> Task brief
Report each line of the data that includes the word "React".

> Supplied data
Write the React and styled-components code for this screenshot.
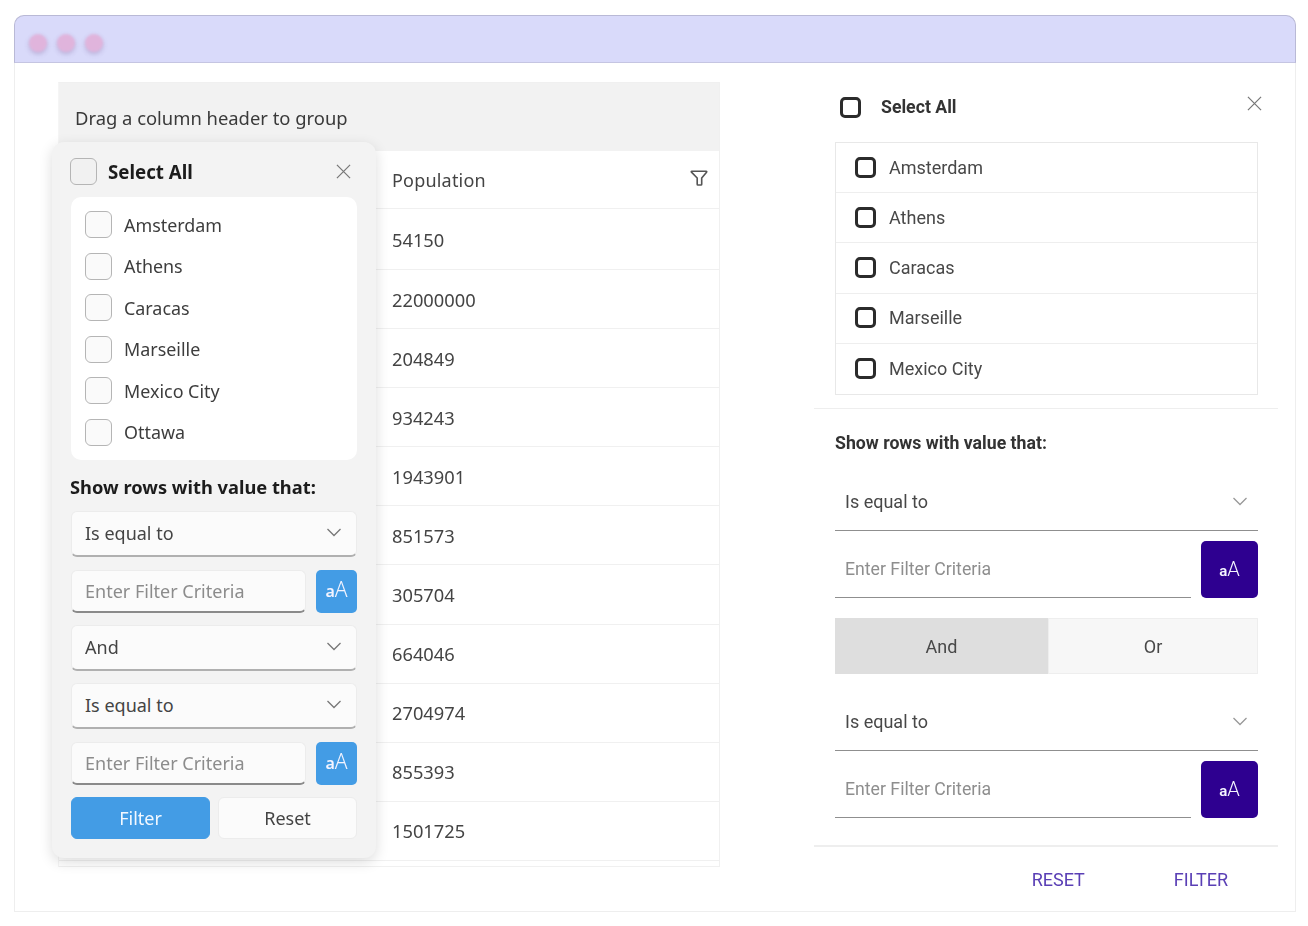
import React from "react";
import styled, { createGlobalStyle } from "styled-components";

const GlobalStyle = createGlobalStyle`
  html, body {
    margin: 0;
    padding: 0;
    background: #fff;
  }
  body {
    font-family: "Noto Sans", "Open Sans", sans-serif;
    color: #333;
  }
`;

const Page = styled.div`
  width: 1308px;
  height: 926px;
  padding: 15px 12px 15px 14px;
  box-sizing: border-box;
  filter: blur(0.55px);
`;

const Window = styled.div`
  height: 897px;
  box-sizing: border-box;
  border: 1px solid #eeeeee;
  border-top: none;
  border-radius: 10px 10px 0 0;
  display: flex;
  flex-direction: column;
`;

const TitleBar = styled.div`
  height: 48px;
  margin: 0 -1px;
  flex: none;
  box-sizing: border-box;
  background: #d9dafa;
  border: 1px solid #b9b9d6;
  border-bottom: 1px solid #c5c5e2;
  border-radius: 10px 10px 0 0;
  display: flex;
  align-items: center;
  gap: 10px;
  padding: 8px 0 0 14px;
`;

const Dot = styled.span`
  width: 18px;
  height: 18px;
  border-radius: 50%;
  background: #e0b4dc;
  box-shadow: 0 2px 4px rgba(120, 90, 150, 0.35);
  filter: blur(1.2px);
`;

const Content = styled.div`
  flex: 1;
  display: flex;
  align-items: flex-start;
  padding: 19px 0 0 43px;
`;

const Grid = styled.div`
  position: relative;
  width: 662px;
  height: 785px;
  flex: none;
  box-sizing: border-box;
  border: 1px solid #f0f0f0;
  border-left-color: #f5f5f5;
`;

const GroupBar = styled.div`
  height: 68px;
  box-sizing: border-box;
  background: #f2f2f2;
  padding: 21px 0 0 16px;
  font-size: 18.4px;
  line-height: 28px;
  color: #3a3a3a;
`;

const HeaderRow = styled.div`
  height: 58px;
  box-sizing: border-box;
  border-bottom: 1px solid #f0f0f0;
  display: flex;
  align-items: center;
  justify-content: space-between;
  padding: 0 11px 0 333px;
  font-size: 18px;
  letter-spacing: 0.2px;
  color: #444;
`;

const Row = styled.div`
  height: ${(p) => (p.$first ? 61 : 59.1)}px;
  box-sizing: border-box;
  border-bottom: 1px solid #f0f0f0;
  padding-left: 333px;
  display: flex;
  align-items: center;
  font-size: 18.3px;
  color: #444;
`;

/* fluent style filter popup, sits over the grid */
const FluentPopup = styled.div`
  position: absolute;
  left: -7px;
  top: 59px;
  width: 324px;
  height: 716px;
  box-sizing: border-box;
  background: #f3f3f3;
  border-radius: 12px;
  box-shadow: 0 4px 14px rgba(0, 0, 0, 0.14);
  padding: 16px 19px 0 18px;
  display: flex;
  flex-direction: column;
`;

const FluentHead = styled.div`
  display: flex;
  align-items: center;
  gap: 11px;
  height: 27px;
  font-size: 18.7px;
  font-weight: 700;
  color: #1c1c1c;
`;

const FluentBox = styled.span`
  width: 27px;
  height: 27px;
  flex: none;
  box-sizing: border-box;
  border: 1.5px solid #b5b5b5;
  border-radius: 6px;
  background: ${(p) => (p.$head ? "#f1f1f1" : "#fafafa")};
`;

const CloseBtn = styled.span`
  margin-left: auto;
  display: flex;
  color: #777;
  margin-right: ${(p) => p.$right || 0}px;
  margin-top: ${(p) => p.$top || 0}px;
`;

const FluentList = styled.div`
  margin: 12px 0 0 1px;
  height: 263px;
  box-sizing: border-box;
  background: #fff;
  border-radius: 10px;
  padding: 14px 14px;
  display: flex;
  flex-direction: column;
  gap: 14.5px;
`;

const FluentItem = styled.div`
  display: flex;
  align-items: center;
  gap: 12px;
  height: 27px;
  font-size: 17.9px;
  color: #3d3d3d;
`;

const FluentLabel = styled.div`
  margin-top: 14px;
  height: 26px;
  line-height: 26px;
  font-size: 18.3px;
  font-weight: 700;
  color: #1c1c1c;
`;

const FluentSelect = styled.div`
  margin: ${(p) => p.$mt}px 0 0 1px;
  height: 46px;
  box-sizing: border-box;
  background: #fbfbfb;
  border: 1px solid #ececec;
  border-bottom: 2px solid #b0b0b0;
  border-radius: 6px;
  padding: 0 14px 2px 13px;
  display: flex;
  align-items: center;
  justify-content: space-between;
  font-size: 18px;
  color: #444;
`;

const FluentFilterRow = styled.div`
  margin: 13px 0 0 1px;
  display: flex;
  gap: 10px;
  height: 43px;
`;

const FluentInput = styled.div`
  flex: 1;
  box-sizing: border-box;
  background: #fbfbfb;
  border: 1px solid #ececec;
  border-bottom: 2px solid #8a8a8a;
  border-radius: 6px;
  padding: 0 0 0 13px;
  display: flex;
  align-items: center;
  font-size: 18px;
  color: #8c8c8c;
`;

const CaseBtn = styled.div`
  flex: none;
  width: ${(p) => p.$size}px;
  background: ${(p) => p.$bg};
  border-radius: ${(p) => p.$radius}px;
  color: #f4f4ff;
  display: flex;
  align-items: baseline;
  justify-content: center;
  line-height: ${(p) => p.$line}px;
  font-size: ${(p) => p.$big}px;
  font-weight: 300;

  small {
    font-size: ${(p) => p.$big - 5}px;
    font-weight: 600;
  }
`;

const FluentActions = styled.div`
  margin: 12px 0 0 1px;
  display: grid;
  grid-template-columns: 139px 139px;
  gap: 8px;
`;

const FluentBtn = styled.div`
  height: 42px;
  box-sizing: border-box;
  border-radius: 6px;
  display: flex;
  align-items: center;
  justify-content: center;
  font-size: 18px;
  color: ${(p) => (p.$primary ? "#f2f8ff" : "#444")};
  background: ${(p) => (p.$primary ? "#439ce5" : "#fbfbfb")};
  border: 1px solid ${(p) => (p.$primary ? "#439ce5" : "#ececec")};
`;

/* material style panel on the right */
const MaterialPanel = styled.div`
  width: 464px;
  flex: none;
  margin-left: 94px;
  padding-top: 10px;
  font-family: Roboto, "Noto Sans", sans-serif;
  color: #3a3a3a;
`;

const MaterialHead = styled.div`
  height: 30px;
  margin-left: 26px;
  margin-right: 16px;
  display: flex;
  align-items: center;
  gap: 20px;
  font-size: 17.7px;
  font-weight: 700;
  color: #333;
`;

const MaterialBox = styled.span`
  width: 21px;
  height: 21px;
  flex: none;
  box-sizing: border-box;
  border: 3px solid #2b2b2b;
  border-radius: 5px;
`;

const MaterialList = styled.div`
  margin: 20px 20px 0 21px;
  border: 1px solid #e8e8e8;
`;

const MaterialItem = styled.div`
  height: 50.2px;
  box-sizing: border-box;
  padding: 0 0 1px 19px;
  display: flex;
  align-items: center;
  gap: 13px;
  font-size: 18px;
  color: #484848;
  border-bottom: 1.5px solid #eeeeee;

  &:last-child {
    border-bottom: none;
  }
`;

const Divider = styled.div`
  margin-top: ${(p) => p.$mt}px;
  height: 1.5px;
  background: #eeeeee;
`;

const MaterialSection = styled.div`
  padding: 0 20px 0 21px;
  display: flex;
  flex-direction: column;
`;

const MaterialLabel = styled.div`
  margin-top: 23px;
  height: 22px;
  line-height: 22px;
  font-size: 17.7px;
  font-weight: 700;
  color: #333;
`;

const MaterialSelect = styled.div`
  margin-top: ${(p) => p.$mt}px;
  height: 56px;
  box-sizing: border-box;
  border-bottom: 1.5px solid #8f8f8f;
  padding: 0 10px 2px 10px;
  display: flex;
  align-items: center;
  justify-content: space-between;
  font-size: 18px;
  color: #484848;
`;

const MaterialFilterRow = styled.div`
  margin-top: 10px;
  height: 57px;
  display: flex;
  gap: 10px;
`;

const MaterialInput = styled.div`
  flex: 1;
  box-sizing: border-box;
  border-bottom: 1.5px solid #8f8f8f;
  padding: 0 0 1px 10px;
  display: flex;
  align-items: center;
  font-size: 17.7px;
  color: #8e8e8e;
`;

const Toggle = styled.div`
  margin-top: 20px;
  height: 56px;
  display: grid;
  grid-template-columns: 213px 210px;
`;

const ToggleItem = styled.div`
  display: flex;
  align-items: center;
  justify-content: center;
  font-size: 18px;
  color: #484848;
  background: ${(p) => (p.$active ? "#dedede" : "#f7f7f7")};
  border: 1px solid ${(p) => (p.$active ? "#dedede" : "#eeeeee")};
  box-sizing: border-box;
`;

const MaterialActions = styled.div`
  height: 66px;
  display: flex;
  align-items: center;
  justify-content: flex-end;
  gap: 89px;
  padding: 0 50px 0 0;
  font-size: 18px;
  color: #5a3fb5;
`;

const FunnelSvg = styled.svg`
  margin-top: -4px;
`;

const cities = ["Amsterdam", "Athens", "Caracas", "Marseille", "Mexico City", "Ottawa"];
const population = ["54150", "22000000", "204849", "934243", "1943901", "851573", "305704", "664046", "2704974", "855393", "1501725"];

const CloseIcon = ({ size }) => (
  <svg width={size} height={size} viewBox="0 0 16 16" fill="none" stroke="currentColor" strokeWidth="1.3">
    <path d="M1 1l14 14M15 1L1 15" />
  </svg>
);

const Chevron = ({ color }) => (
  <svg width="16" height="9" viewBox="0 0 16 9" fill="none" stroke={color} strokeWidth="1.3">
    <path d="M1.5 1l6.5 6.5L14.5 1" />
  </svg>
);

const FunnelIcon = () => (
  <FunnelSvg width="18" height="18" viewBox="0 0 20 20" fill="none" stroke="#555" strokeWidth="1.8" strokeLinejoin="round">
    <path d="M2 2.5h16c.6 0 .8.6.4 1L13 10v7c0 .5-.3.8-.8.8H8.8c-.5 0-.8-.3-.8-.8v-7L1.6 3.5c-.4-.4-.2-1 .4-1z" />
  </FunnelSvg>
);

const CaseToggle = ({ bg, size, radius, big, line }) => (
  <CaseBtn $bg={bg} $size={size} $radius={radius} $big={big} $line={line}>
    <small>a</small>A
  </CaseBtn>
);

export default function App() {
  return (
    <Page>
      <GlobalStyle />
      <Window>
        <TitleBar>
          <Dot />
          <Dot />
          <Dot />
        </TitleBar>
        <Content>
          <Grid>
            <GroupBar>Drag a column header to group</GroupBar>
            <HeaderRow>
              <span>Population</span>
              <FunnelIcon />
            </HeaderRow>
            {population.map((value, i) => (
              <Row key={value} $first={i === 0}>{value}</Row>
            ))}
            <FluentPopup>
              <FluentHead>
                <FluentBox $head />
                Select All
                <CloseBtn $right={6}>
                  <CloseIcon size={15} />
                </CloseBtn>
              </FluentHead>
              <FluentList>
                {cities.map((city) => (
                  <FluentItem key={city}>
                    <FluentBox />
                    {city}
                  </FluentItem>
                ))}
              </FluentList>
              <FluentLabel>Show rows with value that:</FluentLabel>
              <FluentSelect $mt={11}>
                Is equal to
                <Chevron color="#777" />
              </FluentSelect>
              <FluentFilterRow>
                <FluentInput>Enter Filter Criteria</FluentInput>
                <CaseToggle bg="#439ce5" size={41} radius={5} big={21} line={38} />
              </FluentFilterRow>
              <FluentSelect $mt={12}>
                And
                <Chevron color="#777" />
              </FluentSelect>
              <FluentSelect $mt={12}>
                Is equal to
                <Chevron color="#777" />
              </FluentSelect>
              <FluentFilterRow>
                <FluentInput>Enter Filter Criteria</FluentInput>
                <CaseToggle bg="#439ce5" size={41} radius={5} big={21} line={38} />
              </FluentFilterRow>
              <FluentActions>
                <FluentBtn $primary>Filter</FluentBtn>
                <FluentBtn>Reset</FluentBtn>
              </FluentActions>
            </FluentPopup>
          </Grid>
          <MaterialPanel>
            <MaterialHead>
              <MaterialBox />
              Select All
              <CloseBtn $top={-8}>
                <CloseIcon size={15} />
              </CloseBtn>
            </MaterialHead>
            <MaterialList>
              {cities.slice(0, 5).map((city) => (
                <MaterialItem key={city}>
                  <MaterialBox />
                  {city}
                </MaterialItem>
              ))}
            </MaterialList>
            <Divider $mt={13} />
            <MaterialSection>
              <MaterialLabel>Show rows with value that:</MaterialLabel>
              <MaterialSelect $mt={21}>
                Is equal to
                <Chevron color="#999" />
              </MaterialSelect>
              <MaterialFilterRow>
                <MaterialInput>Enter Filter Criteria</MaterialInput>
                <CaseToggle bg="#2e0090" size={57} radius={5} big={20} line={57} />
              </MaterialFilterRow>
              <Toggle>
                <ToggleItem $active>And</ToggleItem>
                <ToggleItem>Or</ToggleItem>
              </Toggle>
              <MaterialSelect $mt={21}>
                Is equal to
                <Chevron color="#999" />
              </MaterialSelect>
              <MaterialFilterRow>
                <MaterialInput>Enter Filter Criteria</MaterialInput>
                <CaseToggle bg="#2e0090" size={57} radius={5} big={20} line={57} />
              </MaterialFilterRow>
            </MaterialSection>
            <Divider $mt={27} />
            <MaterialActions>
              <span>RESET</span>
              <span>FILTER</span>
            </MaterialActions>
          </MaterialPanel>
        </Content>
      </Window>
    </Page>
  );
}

> Task response
Write the React and styled-components code for this screenshot.
import React from "react";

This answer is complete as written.